I would love to make Fridays a shout out day of great stuff I have been reading as well. Sharing the wealth, if you will. Post is written by a friend Nate Davis doing some great things in CO. Click here to head to his blog.
When I first began working in student ministry, I honestly had no idea what I was suppose to be doing or why I was suppose to be doing it… I thought that hanging out with students and planning fun events was all I had to do in order to be ‘successful’… If I could get the kids to show up, I thought I was doing a pretty good job.
Now before you start thinking that I was completely foolish [although I will admit that I was a bit foolish], I did at least have a few goals that motivated me… I wanted students to know who Jesus was, and that they didn’t have to go through this life on their own. I still believe that those are great goals to have… Yet experience has taught me that having goals alone is not enough. We need methodology.
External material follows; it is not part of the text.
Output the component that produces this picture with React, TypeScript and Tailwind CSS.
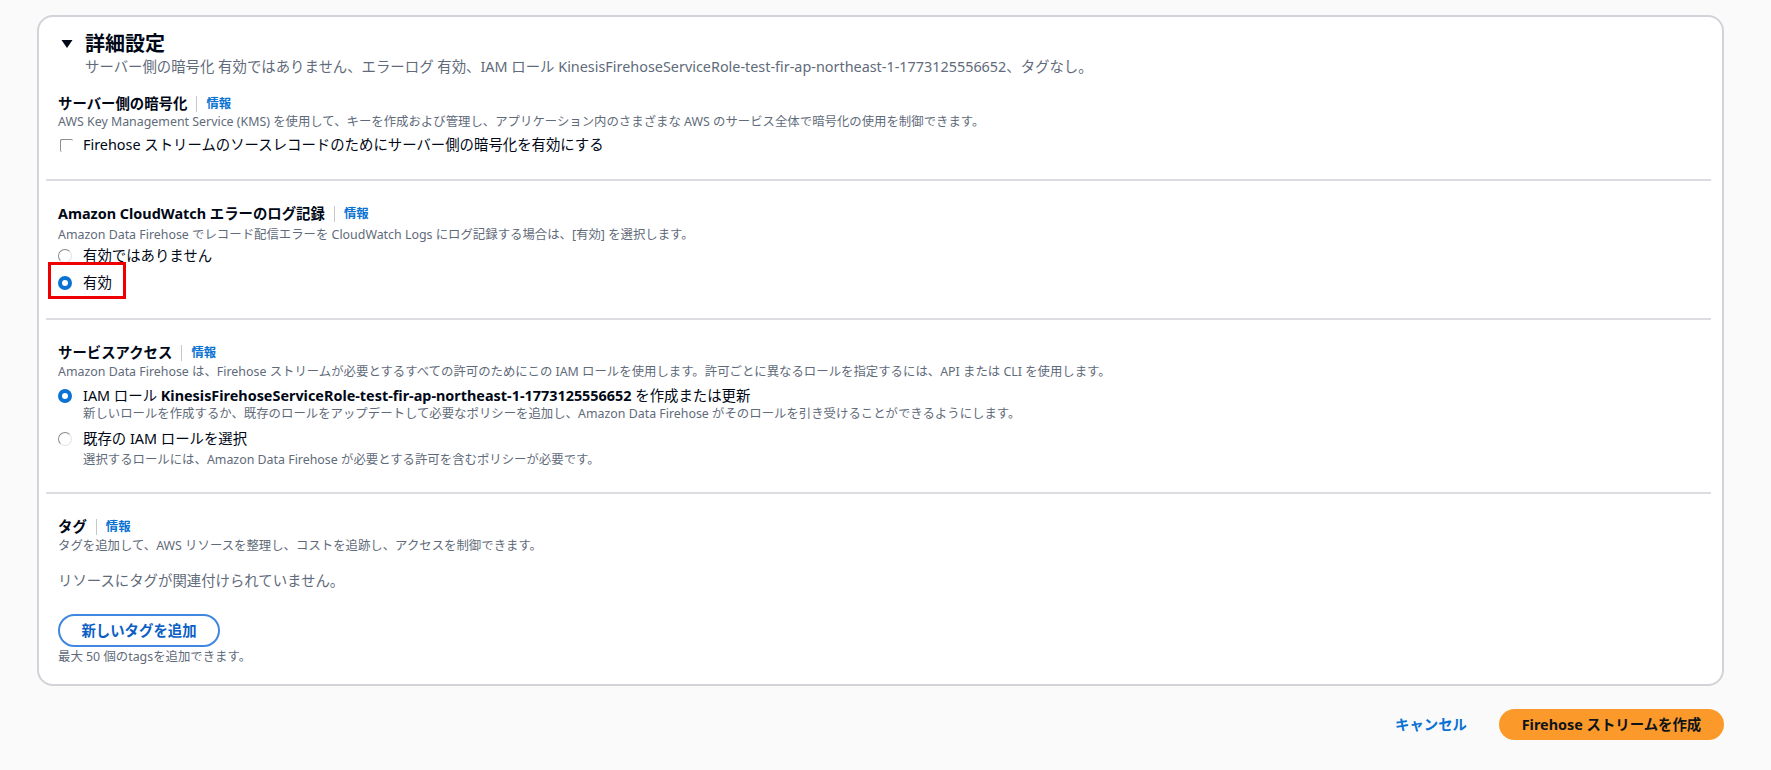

It’s imperative that we start addressing the needs [both felt and real] of the student we serve when we think about the how and why of ministry instead of focusing solely on the things that we enjoy or the things that we are good at… For this to happen we need to understand what the purpose of a student ministry even is, because deep down, we know that it’s about more than fun and games.
If we were to boil it down to a basic statement, it would look something like this… The purpose of a student ministry is to produce disciples who are following Jesus–both now, and in the future [ie after they leave high school]… Once we understand this purpose, we can start to come up with some ‘sign posts’ that will help us determine whether or not we are moving in the right direction. A good indicator of this will be the health of our ministry..
We need to be growing [spiritually and numerically] and going [serving the local community and the world at large].
Getting to a point where we are growing and going can look different based on our context, but it will still have a few basic components that will be common regardless of programs offered… So where to begin? To start, we need to think strategically about the way we program. We need to be more holistic.
I think Acts 2:42 provides us with an excellent model to work with when it describes what the early church devoted themselves to doing [apostle’s teaching, breaking of bread, fellowship, and prayer] as a part of their holistic discipleship strategy. In the ministry I lead over, we have taken the things seen in Acts 2:42 and re-framed into four categories that make sense to both students and leaders:
- Communion [Worship–Both individual and corporate]
- Community [Fellowship–Meeting the ‘felt’ needs of our students]
- Character [Discipleship–Meeting the ‘real’ needs of our students]
- Commission [Mission and Evangelism–Living out our faith in the world, both local and global]
When planning any kind of program or event for our ministry, we ask ourselves how it fits into one of these four categories… If it doesn’t fit, we chuck it out. Having this framework allows us to be intentional about  how we program, and  ensuring that we aren’t lopsided [i.e. making sure we hit each of these four categories on a regular basis without focusing too much on one of them] in what we offer to students.
To produce disciples who are following Jesus years after they have left our ministry [the goal of a healthy ministry], each of these areas needs to be addressed because each one represents an important component of a disciples life.
The true measure of our success as youth workers isn’t going to be how many students we can get to show up to our programs. It won’t be how many kids we can get to go to camp… While these things can be indicators of how we are doing in the now, they don’t tell us the whole picture.
The true measure of success is going to be whether or not the students we are leading today are still following Jesus 20 years down the road…
For students to get to that point, we to make sure we are meeting ALL of their needs today–both the real, and the felt.